Who Most Needs a Crisis Plan in 2018 - Part I: Financial Services

Wells Fargo.jpgWhy Financial Services Companies Should be Crisis Planning Right Now

Equifax and Wells Fargo both appeared before Congress in early October to be grilled by aggressive policy makers about the what, why and how of their respective crises.

In this series of blogs, we are looking at industries which have the most reasons to make crisis planning a priority for 2018.

The Equifax and Wells Fargo stories illustrate perfectly why financial services companies are near the top of the list.

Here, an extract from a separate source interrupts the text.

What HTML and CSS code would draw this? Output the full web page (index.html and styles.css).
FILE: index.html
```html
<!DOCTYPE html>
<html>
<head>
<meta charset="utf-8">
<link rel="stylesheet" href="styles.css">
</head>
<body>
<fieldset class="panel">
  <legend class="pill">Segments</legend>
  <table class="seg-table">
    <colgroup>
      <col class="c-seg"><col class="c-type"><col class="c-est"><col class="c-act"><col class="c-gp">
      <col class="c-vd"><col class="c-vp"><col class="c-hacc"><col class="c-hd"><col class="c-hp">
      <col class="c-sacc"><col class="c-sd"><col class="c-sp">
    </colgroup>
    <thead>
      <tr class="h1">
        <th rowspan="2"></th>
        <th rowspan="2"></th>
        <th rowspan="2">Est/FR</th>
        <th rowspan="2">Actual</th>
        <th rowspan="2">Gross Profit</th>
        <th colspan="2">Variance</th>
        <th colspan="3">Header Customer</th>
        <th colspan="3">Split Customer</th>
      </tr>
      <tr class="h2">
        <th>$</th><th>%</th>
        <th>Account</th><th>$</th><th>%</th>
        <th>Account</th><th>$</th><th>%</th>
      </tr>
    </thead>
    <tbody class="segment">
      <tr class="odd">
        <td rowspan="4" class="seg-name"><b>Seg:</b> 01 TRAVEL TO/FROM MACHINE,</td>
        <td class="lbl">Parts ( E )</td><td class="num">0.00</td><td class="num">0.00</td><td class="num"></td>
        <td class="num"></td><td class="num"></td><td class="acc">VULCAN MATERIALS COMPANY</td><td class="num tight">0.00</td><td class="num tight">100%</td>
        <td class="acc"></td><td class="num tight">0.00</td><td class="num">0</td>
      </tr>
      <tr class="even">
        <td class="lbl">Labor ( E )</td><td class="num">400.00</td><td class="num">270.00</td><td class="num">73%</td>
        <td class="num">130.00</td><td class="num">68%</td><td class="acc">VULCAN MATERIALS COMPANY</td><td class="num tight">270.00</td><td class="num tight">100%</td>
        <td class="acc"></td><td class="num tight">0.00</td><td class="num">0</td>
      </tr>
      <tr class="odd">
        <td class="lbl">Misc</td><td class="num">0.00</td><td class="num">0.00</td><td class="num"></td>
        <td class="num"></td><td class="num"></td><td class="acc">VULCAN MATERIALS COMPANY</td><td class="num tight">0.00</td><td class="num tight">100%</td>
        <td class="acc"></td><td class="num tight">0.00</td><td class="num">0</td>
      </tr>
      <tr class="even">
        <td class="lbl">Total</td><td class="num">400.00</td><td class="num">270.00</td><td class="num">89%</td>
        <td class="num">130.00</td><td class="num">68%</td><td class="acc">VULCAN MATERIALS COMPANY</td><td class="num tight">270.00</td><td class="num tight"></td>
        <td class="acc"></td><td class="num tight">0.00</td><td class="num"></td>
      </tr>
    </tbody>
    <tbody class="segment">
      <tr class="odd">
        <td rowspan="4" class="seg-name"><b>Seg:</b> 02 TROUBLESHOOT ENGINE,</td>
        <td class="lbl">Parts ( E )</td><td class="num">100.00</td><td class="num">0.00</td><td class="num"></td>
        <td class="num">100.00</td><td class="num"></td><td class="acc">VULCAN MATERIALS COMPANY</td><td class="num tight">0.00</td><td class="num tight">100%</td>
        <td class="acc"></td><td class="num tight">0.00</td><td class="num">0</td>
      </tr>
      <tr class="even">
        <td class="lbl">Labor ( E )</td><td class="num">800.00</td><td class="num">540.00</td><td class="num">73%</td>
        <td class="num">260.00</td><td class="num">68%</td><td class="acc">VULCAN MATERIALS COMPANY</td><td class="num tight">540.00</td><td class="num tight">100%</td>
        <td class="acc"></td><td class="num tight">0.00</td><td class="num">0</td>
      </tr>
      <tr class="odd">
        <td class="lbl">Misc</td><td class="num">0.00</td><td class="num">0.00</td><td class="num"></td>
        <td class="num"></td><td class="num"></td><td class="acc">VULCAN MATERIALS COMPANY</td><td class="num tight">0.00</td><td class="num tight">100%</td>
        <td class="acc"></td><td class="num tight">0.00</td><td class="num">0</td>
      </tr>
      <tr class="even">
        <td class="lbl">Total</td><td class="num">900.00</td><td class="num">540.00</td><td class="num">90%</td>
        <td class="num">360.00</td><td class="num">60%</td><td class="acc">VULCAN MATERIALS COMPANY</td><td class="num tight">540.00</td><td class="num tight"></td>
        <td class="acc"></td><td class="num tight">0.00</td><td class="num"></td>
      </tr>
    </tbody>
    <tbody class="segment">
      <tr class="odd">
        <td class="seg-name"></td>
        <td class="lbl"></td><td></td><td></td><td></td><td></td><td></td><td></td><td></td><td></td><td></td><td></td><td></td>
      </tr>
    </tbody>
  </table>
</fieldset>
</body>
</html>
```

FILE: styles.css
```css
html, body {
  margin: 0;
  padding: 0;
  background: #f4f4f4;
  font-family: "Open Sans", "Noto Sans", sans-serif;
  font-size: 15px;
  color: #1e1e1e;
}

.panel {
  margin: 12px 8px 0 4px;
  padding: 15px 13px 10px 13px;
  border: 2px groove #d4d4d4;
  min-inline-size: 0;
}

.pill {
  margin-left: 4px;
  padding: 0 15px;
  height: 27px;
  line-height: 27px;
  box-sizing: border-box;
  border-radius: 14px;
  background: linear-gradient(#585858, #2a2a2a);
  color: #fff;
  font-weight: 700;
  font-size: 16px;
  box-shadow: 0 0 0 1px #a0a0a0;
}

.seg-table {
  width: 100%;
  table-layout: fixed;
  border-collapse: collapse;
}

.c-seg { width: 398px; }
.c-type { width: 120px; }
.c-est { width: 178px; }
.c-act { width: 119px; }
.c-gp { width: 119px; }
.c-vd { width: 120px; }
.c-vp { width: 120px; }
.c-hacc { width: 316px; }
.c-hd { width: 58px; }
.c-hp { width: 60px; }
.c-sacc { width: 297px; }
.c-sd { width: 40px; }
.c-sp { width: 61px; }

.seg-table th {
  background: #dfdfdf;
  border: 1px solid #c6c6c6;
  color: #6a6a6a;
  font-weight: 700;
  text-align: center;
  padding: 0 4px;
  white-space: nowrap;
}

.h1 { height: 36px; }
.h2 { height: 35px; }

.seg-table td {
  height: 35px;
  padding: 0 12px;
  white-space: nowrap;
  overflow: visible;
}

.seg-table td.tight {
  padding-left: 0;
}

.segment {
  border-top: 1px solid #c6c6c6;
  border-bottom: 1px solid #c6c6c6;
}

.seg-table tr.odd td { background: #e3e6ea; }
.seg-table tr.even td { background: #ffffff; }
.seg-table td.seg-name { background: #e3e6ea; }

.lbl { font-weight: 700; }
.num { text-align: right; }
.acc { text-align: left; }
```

Equifax has only recently revealed the full details of its gigantic data loss. There were so many mishaps in the company’s response that members of Congress had a long list of questions for Equifax’s (former) CEO.

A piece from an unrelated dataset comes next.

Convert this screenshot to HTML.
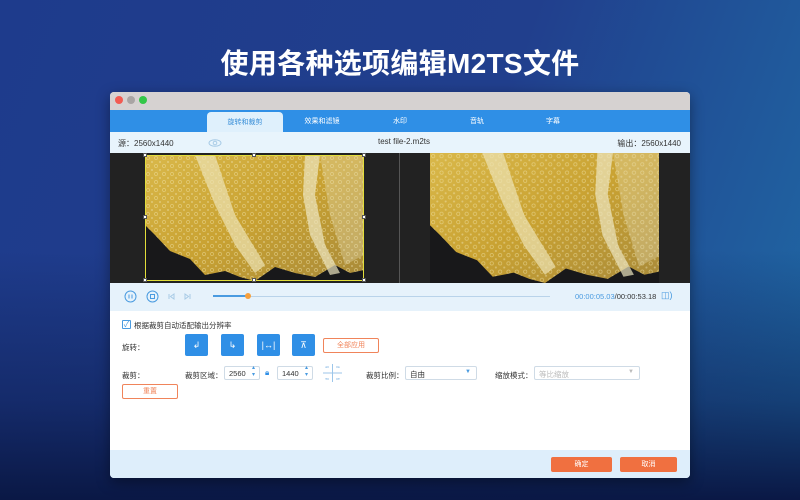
<!DOCTYPE html>
<html><head><meta charset="utf-8"><style>
*{margin:0;padding:0;box-sizing:border-box}
body{width:800px;height:500px;overflow:hidden;position:relative;font-family:"Liberation Sans","Noto Sans CJK SC",sans-serif;background:linear-gradient(110deg,#1e3b8c 0%,#213f8d 55%,#1f6aa5 100%)}
.bot{position:absolute;left:0;right:0;top:250px;bottom:0;background:linear-gradient(180deg,rgba(10,20,60,0) 0%,rgba(11,26,74,.5) 60%,#0a1845 100%)}
h1{position:absolute;top:42px;left:0;width:800px;text-align:center;color:#fff;font-size:28px;font-weight:bold;letter-spacing:0.3px}
.win{position:absolute;left:110px;top:92px;width:580px;height:386px;background:#fff;border-radius:4px;overflow:hidden;box-shadow:0 4px 14px rgba(0,0,0,.4)}
.tb{position:absolute;left:0;top:0;width:580px;height:18px;background:#d6d2d1}
.dot{position:absolute;top:4px;width:8px;height:8px;border-radius:50%}
.tabs{position:absolute;top:18px;left:0;width:580px;height:22px;background:#2f8fe6}
.tab{position:absolute;top:6px;font-size:7px;color:#fff;text-align:center;width:76px}
.tab.a{top:2px;height:20px;background:#dff0fc;color:#3a8fd8;border-radius:4px 4px 0 0;padding-top:5px;left:97px}
.info{position:absolute;top:40px;left:0;width:580px;height:21px;background:#e8f4fc;font-size:8px;color:#333}
.vid{position:absolute;top:61px;left:0;width:580px;height:130px;background:#222}
.ctrl{position:absolute;top:191px;left:0;width:580px;height:28px;background:#e6f2fb}
.lbl{position:absolute;font-size:7.5px;color:#333}
.bbtn{position:absolute;top:242px;width:23px;height:22px;background:#2f8fe6;border-radius:2px;color:#fff;font-size:9px;text-align:center;line-height:22px}
.obtn{position:absolute;border:1px solid #f0845a;border-radius:2px;color:#f0845a;font-size:7px;text-align:center;background:#fff}
.inp{position:absolute;height:14px;border:1px solid #cfdbe6;border-radius:2px;font-size:7.5px;color:#333;padding:2px 4px;background:#fff}
.foot{position:absolute;top:358px;left:0;width:580px;height:28px;background:#deeefb}
.fb{position:absolute;top:365px;height:15px;background:#f07040;color:#fff;font-size:7px;text-align:center;line-height:15px;border-radius:2px}
.h{position:absolute;width:4px;height:4px;background:#fff;border:1px solid #555}
</style></head><body>
<div class="bot"></div>
<h1>使用各种选项编辑M2TS文件</h1>
<div class="win">
 <div class="tb"><div class="dot" style="left:5px;background:#f25b52"></div><div class="dot" style="left:17px;background:#a9a5a4"></div><div class="dot" style="left:29px;background:#33c748"></div></div>
 <div class="tabs">
  <div class="tab a">旋转和裁剪</div>
  <div class="tab" style="left:174px">效果和滤镜</div>
  <div class="tab" style="left:252px">水印</div>
  <div class="tab" style="left:329px">音轨</div>
  <div class="tab" style="left:405px">字幕</div>
 </div>
 <div class="info"><span style="position:absolute;left:8px;top:6px">源：2560x1440</span>
  <svg style="position:absolute;left:98px;top:7px" width="14" height="8"><ellipse cx="7" cy="4" rx="6" ry="3.3" fill="none" stroke="#a8cbe6"/><circle cx="7" cy="4" r="1.8" fill="none" stroke="#a8cbe6"/></svg>
  <span style="position:absolute;left:268px;top:5px">test file-2.m2ts</span>
  <span style="position:absolute;right:9px;top:6px">输出：2560x1440</span></div>
 <div class="vid">
  <svg width="0" height="0" style="position:absolute"><defs>
   <linearGradient id="g" x1="0" y1="0" x2="1" y2="1"><stop offset="0" stop-color="#d9b84a"/><stop offset=".5" stop-color="#c9a232"/><stop offset="1" stop-color="#a88a3a"/></linearGradient>
   <pattern id="b" width="8" height="8" patternUnits="userSpaceOnUse"><circle cx="3" cy="3" r="1.6" fill="none" stroke="#f3e7b0" stroke-width=".6" opacity=".6"/><circle cx="7" cy="7" r="1" fill="#f6eec8" opacity=".4"/></pattern>
  </defs></svg>
  <svg style="position:absolute;left:35px;top:2px" width="219" height="126" viewBox="0 0 219 126" preserveAspectRatio="none">
   <rect width="219" height="126" fill="#18181a"/>
   <path d="M0 0H219V115L205 118 190 110 170 122 150 118 130 112 110 126 95 122 80 116 60 120 45 104 25 96 10 80 0 70Z" fill="url(#g)"/>
   <path d="M0 0H219V115L205 118 190 110 170 122 150 118 130 112 110 126 95 122 80 116 60 120 45 104 25 96 10 80 0 70Z" fill="url(#b)"/>
   <path d="M50 0L70 0 90 60 120 110 110 118 90 90 70 50Z" fill="#ece3b4" opacity=".7"/>
   <path d="M160 0L175 0 170 40 180 90 195 118 185 120 165 80 158 40Z" fill="#ece6c0" opacity=".7"/>
   <path d="M175 0H219V100L200 110 185 60Z" fill="#e8dfb8" opacity=".35"/>
  </svg>
  <div style="position:absolute;left:35px;top:2px;width:219px;height:126px;border:1.5px solid #e2dd3a"></div>
  <div class="h" style="left:33px;top:0"></div><div class="h" style="left:142px;top:0"></div><div class="h" style="left:252px;top:0"></div>
  <div class="h" style="left:33px;top:62px"></div><div class="h" style="left:252px;top:62px"></div>
  <div class="h" style="left:33px;top:125px"></div><div class="h" style="left:142px;top:125px"></div><div class="h" style="left:252px;top:125px"></div>
  <div style="position:absolute;left:289px;top:0;width:1px;height:130px;background:#555"></div>
  <svg style="position:absolute;left:320px;top:0" width="229" height="130" viewBox="0 0 219 126" preserveAspectRatio="none">
   <rect width="219" height="126" fill="#18181a"/>
   <path d="M0 0H219V115L205 118 190 110 170 122 150 118 130 112 110 126 95 122 80 116 60 120 45 104 25 96 10 80 0 70Z" fill="url(#g)"/>
   <path d="M0 0H219V115L205 118 190 110 170 122 150 118 130 112 110 126 95 122 80 116 60 120 45 104 25 96 10 80 0 70Z" fill="url(#b)"/>
   <path d="M50 0L70 0 90 60 120 110 110 118 90 90 70 50Z" fill="#ece3b4" opacity=".7"/>
   <path d="M160 0L175 0 170 40 180 90 195 118 185 120 165 80 158 40Z" fill="#ece6c0" opacity=".7"/>
   <path d="M175 0H219V100L200 110 185 60Z" fill="#e8dfb8" opacity=".35"/>
  </svg>
 </div>
 <div class="ctrl">
  <svg style="position:absolute;left:14px;top:7px" width="80" height="14"><circle cx="6.5" cy="6.5" r="5.5" fill="none" stroke="#4a9be0"/><path d="M5 4.5v4M8 4.5v4" stroke="#4a9be0"/><circle cx="28.5" cy="6.5" r="5.5" fill="none" stroke="#4a9be0"/><rect x="26.5" y="4.5" width="4" height="4" fill="none" stroke="#4a9be0"/><path d="M45 4v5M50 4L46.5 6.5 50 9Z" stroke="#a8cbe6" fill="none"/><path d="M66 4v5M61 4L64.5 6.5 61 9Z" stroke="#a8cbe6" fill="none"/></svg>
  <div style="position:absolute;left:103px;top:13px;width:337px;height:1px;background:#b9d3ea"></div>
  <div style="position:absolute;left:103px;top:12px;width:35px;height:2px;background:#4a9be0"></div>
  <div style="position:absolute;left:135px;top:10px;width:6px;height:6px;border-radius:50%;background:#f6a03c"></div>
  <span style="position:absolute;left:465px;top:9px;font-size:7.5px;color:#4a9be0">00:00:05.03<span style="color:#333">/00:00:53.18</span></span>
  <span style="position:absolute;left:551px;top:7px;font-size:9px;color:#4a9be0">◫)</span>
 </div>
 <div style="position:absolute;left:12px;top:228px;width:9px;height:9px;border:1px solid #4a9be0;border-radius:1px;font-size:8px;color:#4a9be0;line-height:7px;text-align:center">✓</div>
 <div class="lbl" style="left:24px;top:228px">根据裁剪自动适配输出分辨率</div>
 <div class="lbl" style="left:12px;top:250px">旋转：</div>
 <div class="bbtn" style="left:75px">↲</div><div class="bbtn" style="left:111px">↳</div><div class="bbtn" style="left:147px">|↔|</div><div class="bbtn" style="left:182px">⊼</div>
 <div class="obtn" style="left:213px;top:246px;width:56px;height:15px;line-height:13px">全部应用</div>
 <div class="lbl" style="left:12px;top:278px">裁剪：</div>
 <div class="lbl" style="left:75px;top:278px">裁剪区域：</div>
 <div class="inp" style="left:114px;top:274px;width:36px">2560</div>
 <span style="position:absolute;left:142px;top:273px;font-size:6px;color:#4a9be0;line-height:7px">▴<br>▾</span>
 <span style="position:absolute;left:155px;top:276px;font-size:8px;color:#2f8fe6">🔒︎</span>
 <div class="inp" style="left:167px;top:274px;width:36px">1440</div>
 <span style="position:absolute;left:195px;top:273px;font-size:6px;color:#4a9be0;line-height:7px">▴<br>▾</span>
 <svg style="position:absolute;left:213px;top:272px" width="19" height="18"><path d="M9.5 0v18M0 9h19" stroke="#9cc6ea"/><path d="M3 4V3h3M13 3h3v1M16 14v1h-3M6 15H3v-1" stroke="#9cc6ea" fill="none"/></svg>
 <div class="lbl" style="left:256px;top:278px">裁剪比例：</div>
 <div class="inp" style="left:295px;top:274px;width:72px">自由<span style="position:absolute;right:5px;top:2px;font-size:6px;color:#4a9be0">▼</span></div>
 <div class="lbl" style="left:385px;top:278px">缩放模式：</div>
 <div class="inp" style="left:424px;top:274px;width:106px;color:#bbb">等比缩放<span style="position:absolute;right:5px;top:2px;font-size:6px;color:#bbb">▼</span></div>
 <div class="obtn" style="left:12px;top:292px;width:56px;height:15px;line-height:13px">重置</div>
 <div class="foot"></div>
 <div class="fb" style="left:441px;width:61px">确定</div>
 <div class="fb" style="left:510px;width:57px">取消</div>
</div>
</body></html>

The delay in reporting the loss internally, even to the company’s own board, was bad, but the many weeks it took to make public the threat to consumers was even worse.

The Wells Fargo saga has been going on for more than a year and just refuses to go away. This corporate trauma also led to a long tenured CEO losing his job, this time after the bank was found to be miss-selling products to unwitting customers.

The bank’s initial response was self-serving and grossly inadequate. Since then, despite announcing many changes within the bank, more aspects of its practices and behaviors have come under adverse scrutiny.

Both high profile cases do little to increase the sense of security of CEOs at other financial services companies. One suspects, and hopes, that a lot of crisis planning is going on right now across the sector.

A major reason why financial services companies are prone to adverse scrutiny is that there is little consumer trust for the entire sector.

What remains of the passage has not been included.